COHEN (6/10/08): Years from now, historians will ponder the attention accorded Hillary Clinton and possibly compare her TO Eleanor Roosevelt, another presidential wife who was inordinately admired and inordinately scorned. Maybe some historians will note that both are women and that maybe, just maybe, women come in for a special sort of vituperation—a kind of contemporary version of burning at the stake.

Hmmm. Will historians decide that contemporary women “came in for a special sort of vituperation?” We don’t know. But if they ever do ponder that question, we hope they’ll consider Cohen’s column in November 1999, in which he savaged Naomi Wolf—and mocked Candidate Gore for taking advice from such a laughable person. Of course, Wolf had also advised the 1996 Clinton campaign, and she had written three major books, two of which had been honored as New York Times “Notable books of the year.” Other candidates were being advised by men who were a thousand miles farther from the mainstream than Wolf ever dreamed of being. But so what? Cohen spent an entire column mocking Gore for employing her. “Who else is on the payroll, Al—Richard Simmons?” he cleverly asked.

Richard Cohen was really funny, back when his cohort was wreaking revenge for Bill Clinton’s troubling bl*w jobs.

We still want to know who sent Cohen the (inaccurate) five-year-old Esquire piece on which he based his bungled report. (Why do we suspect it was [name of prominent Dem strategist withheld]?) But if historians ever ask the question Cohen suggests, we hope they’ll consider his own past work—the work which helped make a joke of Gore, thus leading us on to Iraq.

GERSHON RESPONDS: Yes, we’re going to do a series on Todd Purdum’s piece in Vanity Fair. We now plan to do it next week—it takes time to sift through that much scum, to invent language which is appropriate. But in some ways, we’re all scum-bags now, thanks to upstanding fellows like Purdum. Here’s one of the truly remarkable things he wrote in his stirring report:

PURDUM (7/08): Over the last few years, aides have winced at repeated tabloid reports about Clinton’s episodic friendship and occasional dinners out with Belinda Stronach, a twice-divorced billionaire auto-parts heiress and member of the Canadian Parliament 20 years his junior, or at more recent high-end Hollywood dinner-party gossip that Clinton has been seen visiting with the actress Gina Gershon in California.

Please note, and this is very important: Purdum doesn’t claim to have any idea if what he writes about here is accurate. Surely, “scum-bag” is too kind a word for a man of this low character—for a journalist who “sources” his work to “high-end Hollywood gossip.”

Yesterday, Gershon went on Live with Regis and Kelly, where she discussed this matter with Kelly Ripa and guest host Mario Lopez. We suggest you watch her whole (three-minute) discussion of this matter, which was really quite thoughtful. (Just click here; then move ahead to 3:30.) Gershon flatly denied the gossip, just as she did last week.
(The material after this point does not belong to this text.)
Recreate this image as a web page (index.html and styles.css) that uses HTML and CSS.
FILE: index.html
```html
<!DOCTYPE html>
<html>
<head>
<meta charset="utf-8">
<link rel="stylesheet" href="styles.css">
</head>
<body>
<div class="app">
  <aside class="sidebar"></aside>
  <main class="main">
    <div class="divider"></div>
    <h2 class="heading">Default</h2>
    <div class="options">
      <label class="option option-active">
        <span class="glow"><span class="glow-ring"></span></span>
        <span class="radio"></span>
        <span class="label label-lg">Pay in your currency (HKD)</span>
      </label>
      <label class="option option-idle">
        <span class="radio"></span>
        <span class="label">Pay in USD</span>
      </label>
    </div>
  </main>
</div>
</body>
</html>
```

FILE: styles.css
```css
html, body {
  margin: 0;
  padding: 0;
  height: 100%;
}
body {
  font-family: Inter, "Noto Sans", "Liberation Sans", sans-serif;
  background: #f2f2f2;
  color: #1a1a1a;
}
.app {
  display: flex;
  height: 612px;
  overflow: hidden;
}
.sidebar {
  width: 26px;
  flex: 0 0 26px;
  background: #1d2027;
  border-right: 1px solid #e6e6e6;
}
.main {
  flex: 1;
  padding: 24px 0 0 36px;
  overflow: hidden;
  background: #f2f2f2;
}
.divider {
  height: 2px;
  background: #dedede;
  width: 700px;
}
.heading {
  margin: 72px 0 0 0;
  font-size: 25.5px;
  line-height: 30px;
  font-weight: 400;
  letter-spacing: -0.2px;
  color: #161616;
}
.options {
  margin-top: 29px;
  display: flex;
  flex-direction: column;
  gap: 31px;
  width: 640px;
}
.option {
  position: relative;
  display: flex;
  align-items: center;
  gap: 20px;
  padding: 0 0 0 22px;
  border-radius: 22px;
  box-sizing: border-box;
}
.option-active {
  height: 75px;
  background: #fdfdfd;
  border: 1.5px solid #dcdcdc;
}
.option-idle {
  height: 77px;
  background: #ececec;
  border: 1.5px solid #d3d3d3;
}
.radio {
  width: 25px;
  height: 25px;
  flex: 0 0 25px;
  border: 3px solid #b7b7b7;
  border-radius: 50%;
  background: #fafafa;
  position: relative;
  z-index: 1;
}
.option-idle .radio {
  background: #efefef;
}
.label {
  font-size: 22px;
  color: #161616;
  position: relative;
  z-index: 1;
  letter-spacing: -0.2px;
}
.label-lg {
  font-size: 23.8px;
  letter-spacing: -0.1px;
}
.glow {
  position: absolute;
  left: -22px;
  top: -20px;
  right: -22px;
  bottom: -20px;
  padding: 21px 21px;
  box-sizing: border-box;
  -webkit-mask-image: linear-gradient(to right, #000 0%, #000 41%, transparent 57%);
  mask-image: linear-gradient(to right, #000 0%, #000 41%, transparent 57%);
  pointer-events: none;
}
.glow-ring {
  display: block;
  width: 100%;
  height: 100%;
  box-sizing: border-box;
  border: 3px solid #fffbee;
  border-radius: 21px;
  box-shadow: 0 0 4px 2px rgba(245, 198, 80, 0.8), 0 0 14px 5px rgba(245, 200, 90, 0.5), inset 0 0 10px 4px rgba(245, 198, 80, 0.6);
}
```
Then, she stated her larger view of the episode.

“This disturbed me on so many other levels,” she said, “that I kind of felt I had to stand up for myself and speak the truth.” Speaking like a sentient human, Gershon put things in a human perspective:

GERSHON (6/9/08): In the bigger picture, my God! We’re in a crucial election, you know. Right now—and people want to know who to vote for. I think everyone wants to make the right decision. But how do you do that if you can’t believe what you read or what you see, because it’s been taken and pulled apart?”
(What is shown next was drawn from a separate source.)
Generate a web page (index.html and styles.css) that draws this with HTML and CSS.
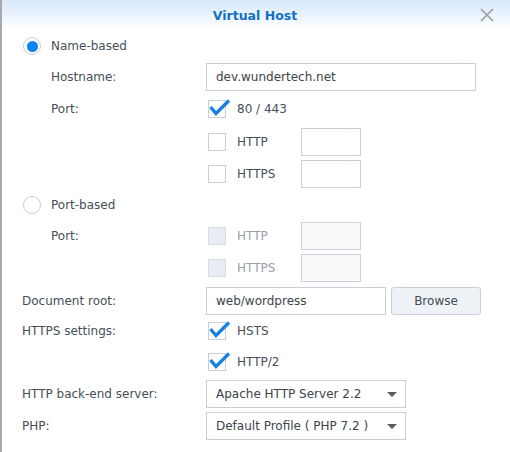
FILE: index.html
```html
<!DOCTYPE html>
<html>
<head>
<meta charset="utf-8">
<link rel="stylesheet" href="styles.css">
</head>
<body>
<div class="dialog">
  <div class="header">
    <span class="title">Virtual Host</span>
    <svg class="close" width="14" height="14" viewBox="0 0 14 14"><path d="M1 1 L13 13 M13 1 L1 13" stroke="#9a9da1" stroke-width="1.6" fill="none"/></svg>
  </div>
  <div class="body">
    <div class="row r-name">
      <span class="radio checked"></span><span class="radio-label">Name-based</span>
    </div>
    <div class="row r-host">
      <span class="label sub">Hostname:</span>
      <span class="input w-host">dev.wundertech.net</span>
    </div>
    <div class="row r-port">
      <span class="label sub">Port:</span>
      <span class="check-item"><span class="cb checked"><svg viewBox="0 0 22 18" width="22" height="18"><path d="M1.5 8 L7 14.5 L20 1.5" stroke="#1782df" stroke-width="3.4" fill="none"/></svg></span><span class="cb-label">80 / 443</span></span>
    </div>
    <div class="row r-http">
      <span class="label sub"></span>
      <span class="check-item fixed"><span class="cb"></span><span class="cb-label">HTTP</span></span>
      <span class="input small"></span>
    </div>
    <div class="row r-https">
      <span class="label sub"></span>
      <span class="check-item fixed"><span class="cb"></span><span class="cb-label">HTTPS</span></span>
      <span class="input small"></span>
    </div>
    <div class="row r-portbased">
      <span class="radio"></span><span class="radio-label">Port-based</span>
    </div>
    <div class="row r-p2">
      <span class="label sub">Port:</span>
      <span class="check-item fixed disabled"><span class="cb"></span><span class="cb-label">HTTP</span></span>
      <span class="input small disabled"></span>
    </div>
    <div class="row r-p3">
      <span class="label sub"></span>
      <span class="check-item fixed disabled"><span class="cb"></span><span class="cb-label">HTTPS</span></span>
      <span class="input small disabled"></span>
    </div>
    <div class="row r-doc">
      <span class="label">Document root:</span>
      <span class="input w-doc">web/wordpress</span>
      <span class="button">Browse</span>
    </div>
    <div class="row r-hsts">
      <span class="label">HTTPS settings:</span>
      <span class="check-item"><span class="cb checked"><svg viewBox="0 0 22 18" width="22" height="18"><path d="M1.5 8 L7 14.5 L20 1.5" stroke="#1782df" stroke-width="3.4" fill="none"/></svg></span><span class="cb-label">HSTS</span></span>
    </div>
    <div class="row r-h2">
      <span class="label"></span>
      <span class="check-item"><span class="cb checked"><svg viewBox="0 0 22 18" width="22" height="18"><path d="M1.5 8 L7 14.5 L20 1.5" stroke="#1782df" stroke-width="3.4" fill="none"/></svg></span><span class="cb-label">HTTP/2</span></span>
    </div>
    <div class="row r-backend">
      <span class="label">HTTP back-end server:</span>
      <span class="select">Apache HTTP Server 2.2<span class="arrow"></span></span>
    </div>
    <div class="row r-php">
      <span class="label">PHP:</span>
      <span class="select">Default Profile ( PHP 7.2 )<span class="arrow"></span></span>
    </div>
  </div>
</div>
</body>
</html>
```

FILE: styles.css
```css
* { box-sizing: border-box; }
html, body { margin: 0; padding: 0; background: #ffffff; }
body {
  font-family: "DejaVu Sans", Verdana, sans-serif;
  font-size: 12px;
  color: #464f58;
}
.dialog {
  width: 510px;
  height: 452px;
  background: #ffffff;
  border-left: 2px solid #a7a9ac;
  position: relative;
  overflow: hidden;
}
.header {
  height: 30px;
  background: linear-gradient(#d6e8fb, #ffffff);
  display: flex;
  align-items: center;
  justify-content: center;
  position: relative;
}
.title {
  font-weight: bold;
  font-size: 12.5px;
  color: #1070c4;
  margin-left: -2px;
}
.close {
  position: absolute;
  right: 16px;
  top: 8px;
}
.body {
  padding: 2px 0 0 20px;
}
.row {
  display: flex;
  align-items: center;
  height: 28px;
  margin-bottom: 4px;
}
.r-name { margin-bottom: 3px; }
.r-port { height: 27px; margin-bottom: 6px; }
.r-https { margin-bottom: 3px; }
.r-portbased { margin-bottom: 3px; }
.r-p3 { margin-bottom: 5px; }
.r-doc { margin-bottom: 2px; }
.r-hsts { height: 27px; margin-bottom: 4px; }
.r-h2 { height: 27px; margin-bottom: 5px; }

.label {
  width: 184px;
  flex: none;
  white-space: nowrap;
}
.label.sub { padding-left: 29px; }

.radio {
  width: 18px;
  height: 18px;
  border: 1px solid #c9cdd2;
  border-radius: 50%;
  margin-left: 1px;
  background: #fff;
  display: flex;
  align-items: center;
  justify-content: center;
  flex: none;
}
.radio.checked::after {
  content: "";
  width: 11px;
  height: 11px;
  border-radius: 50%;
  background: #0a84f0;
}
.radio-label { margin-left: 10px; }

.input {
  height: 28px;
  border: 1px solid #c8cfd7;
  background: #fff;
  padding-left: 9px;
  display: flex;
  align-items: center;
  color: #3d444b;
  flex: none;
}
.w-host { width: 270px; }
.w-doc { width: 180px; }
.input.small { width: 60px; }
.input.disabled { background: #f7f9fb; border-color: #cdd3da; }

.check-item {
  display: flex;
  align-items: center;
  margin-left: 2px;
  flex: none;
}
.check-item.fixed { width: 93px; }
.cb {
  width: 18px;
  height: 18px;
  border: 1px solid #c9ced4;
  background: #fff;
  position: relative;
  flex: none;
}
.cb svg {
  position: absolute;
  left: 0px;
  top: -2px;
}
.cb-label { margin-left: 11px; }
.disabled .cb { background: #e8edf3; border-color: #d6dce3; }
.disabled .cb-label { color: #98a0a9; }

.button {
  width: 90px;
  height: 28px;
  margin-left: 5px;
  border: 1px solid #c7d0da;
  border-radius: 3px;
  background: #eef2f7;
  display: flex;
  align-items: center;
  justify-content: center;
  color: #434b53;
}

.select {
  width: 200px;
  height: 28px;
  border: 1px solid #c8cfd7;
  padding-left: 9px;
  display: flex;
  align-items: center;
  position: relative;
  color: #3d444b;
  flex: none;
}
.arrow {
  position: absolute;
  right: 8px;
  top: 11px;
  width: 0;
  height: 0;
  border-left: 5px solid transparent;
  border-right: 5px solid transparent;
  border-top: 5px solid #555b61;
}
```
Gershon was too courteous to mention Purdum’s name. But she offered a few thoughts about him and his cohort and his work:

GERSHON: Well, the thing is journalists today, it's so scary, because they take these rumors or hearsay. They put it in a story. Then that story goes around the world in about a minute, courtesy of the Web, and people read this. They perceive it to be the truth, so therefore lies are the new facts. And that is scary.

“You know what’s disgusting to me?” Gershon asked. “These —these journalists, these irresponsible journalists, they are not accountable for anything. There’s no accountability. And I don’t know. I just think it’s wrong.”
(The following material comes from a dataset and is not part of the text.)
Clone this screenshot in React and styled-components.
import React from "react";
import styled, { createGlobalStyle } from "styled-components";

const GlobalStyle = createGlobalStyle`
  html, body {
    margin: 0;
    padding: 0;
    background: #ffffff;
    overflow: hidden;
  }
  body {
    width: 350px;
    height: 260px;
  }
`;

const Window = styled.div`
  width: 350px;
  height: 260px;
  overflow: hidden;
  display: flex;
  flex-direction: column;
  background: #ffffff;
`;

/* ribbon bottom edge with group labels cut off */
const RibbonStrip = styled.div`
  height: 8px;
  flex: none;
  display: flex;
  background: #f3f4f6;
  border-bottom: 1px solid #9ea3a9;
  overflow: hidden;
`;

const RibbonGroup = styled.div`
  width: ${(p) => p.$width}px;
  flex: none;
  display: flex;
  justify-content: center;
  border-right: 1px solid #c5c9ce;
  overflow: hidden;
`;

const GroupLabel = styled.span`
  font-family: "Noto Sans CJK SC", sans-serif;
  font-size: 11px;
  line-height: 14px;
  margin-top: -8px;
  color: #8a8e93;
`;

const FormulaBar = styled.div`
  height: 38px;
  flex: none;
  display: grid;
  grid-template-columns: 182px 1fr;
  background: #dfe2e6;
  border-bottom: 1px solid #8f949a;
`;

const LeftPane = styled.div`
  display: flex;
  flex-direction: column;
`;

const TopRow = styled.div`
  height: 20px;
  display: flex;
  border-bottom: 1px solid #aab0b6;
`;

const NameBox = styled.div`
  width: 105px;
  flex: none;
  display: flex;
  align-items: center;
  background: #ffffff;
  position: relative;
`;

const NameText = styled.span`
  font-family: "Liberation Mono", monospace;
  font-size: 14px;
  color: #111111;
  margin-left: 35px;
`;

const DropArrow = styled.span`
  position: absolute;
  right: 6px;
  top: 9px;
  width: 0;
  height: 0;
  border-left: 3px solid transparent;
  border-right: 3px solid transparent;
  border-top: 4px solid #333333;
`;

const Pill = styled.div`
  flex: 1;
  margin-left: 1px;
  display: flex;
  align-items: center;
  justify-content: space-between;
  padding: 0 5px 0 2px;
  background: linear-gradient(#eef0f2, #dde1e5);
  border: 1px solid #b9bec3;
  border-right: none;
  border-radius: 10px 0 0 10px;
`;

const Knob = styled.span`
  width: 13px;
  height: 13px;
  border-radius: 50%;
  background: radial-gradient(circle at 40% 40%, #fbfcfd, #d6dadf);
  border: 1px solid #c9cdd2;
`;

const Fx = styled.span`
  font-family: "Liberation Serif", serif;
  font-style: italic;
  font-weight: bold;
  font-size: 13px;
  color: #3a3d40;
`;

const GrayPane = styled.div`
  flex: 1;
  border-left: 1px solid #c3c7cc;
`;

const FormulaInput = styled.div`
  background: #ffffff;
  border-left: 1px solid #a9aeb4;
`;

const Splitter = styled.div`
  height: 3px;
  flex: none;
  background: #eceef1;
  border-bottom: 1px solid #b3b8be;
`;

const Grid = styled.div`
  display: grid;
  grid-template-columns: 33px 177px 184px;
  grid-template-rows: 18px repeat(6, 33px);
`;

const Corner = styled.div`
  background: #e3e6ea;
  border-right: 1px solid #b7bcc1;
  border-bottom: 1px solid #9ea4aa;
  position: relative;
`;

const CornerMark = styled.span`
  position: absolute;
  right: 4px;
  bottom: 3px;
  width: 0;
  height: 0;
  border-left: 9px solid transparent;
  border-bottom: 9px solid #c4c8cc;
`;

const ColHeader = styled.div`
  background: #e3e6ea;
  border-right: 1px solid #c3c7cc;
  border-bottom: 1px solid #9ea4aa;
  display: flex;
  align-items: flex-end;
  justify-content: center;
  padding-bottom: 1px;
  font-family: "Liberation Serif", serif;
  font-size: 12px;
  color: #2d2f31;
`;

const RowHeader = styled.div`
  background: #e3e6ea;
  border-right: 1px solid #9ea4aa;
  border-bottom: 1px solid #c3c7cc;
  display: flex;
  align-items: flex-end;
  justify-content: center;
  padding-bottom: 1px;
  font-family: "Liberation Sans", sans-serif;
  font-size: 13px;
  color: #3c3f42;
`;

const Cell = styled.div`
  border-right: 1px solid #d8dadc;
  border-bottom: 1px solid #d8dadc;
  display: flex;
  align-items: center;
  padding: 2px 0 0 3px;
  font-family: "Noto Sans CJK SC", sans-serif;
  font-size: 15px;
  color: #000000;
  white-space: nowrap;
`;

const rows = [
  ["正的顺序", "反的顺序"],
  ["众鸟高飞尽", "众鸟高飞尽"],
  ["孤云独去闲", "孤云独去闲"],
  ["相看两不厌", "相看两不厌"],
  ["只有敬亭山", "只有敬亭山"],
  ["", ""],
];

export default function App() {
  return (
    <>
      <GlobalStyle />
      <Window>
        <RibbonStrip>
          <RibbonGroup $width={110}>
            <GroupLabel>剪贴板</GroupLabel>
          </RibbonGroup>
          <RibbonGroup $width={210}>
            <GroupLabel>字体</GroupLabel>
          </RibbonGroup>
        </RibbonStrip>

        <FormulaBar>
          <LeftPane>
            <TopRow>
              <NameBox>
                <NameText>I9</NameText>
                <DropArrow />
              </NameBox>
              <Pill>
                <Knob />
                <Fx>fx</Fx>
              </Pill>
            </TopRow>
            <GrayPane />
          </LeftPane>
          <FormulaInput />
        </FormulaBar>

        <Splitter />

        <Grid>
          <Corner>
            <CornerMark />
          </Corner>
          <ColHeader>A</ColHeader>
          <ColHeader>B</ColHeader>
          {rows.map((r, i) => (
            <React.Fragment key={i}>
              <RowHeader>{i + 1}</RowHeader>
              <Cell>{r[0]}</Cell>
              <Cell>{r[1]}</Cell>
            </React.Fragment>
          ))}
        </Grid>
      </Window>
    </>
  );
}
(We wonder: Does Gershon know that journalists didn’t believe that nasty sh*t they wrote about Hillary Clinton? Because that’s what Cohen and Kinsley said—and they sit at the top of the press corps.)

Gershon used the word “disgusting.” Someone else had used the word “scum-bag”—a word that’s surely too kind for a fellow of Purdum’s type. But again, make sure you understand: Purdum doesn’t claim, in any way, to know what he is talking about. He is reporting “high-end gossip.” It was said at a dinner table. Blood began to rush through his veins, and he ran and he blabbed it around.

As we watched the Gershon tape, we thought of the students at Concord (New Hampshire) High School who complained, in 1999, when Candidate Gore appeared at their school and was misquoted about Love Canal. (Then mis-edited. Then mis-paraphrased. All in just the first day of the episode!) The debacle turned into an education for some of those students, who tried to get the misquotation corrected. Quite plainly, the Washington Post and the New York Times had misquoted Gore—but then, incredibly, they refused to correct, for six and nine days respectively. Let’s use Gershon’s language: As they refused to correct their mistake, their mistake “went around the world.” (Papers still quoted it, two months later.) Four weeks after this episode started, the Boston Globe’s Laura Dolce reported the students’ reactions to the conduct they’d observed:

DOLCE (12/26/99): The students agree it was a great lesson, but in a way lament their loss of innocence as readers and viewers.

"How can we trust the media now?" said junior Alyssa Spellman. "We see too much bias. We really want to know the truth."

Gershon and Spellman sounded like actual people. They sounded like people who actually care about the real things of the world.

Concerning Purdum, we’ll only ask this: Kafka imagined Gregor Samsa’s decline. But could he have pictured Todd Purdum?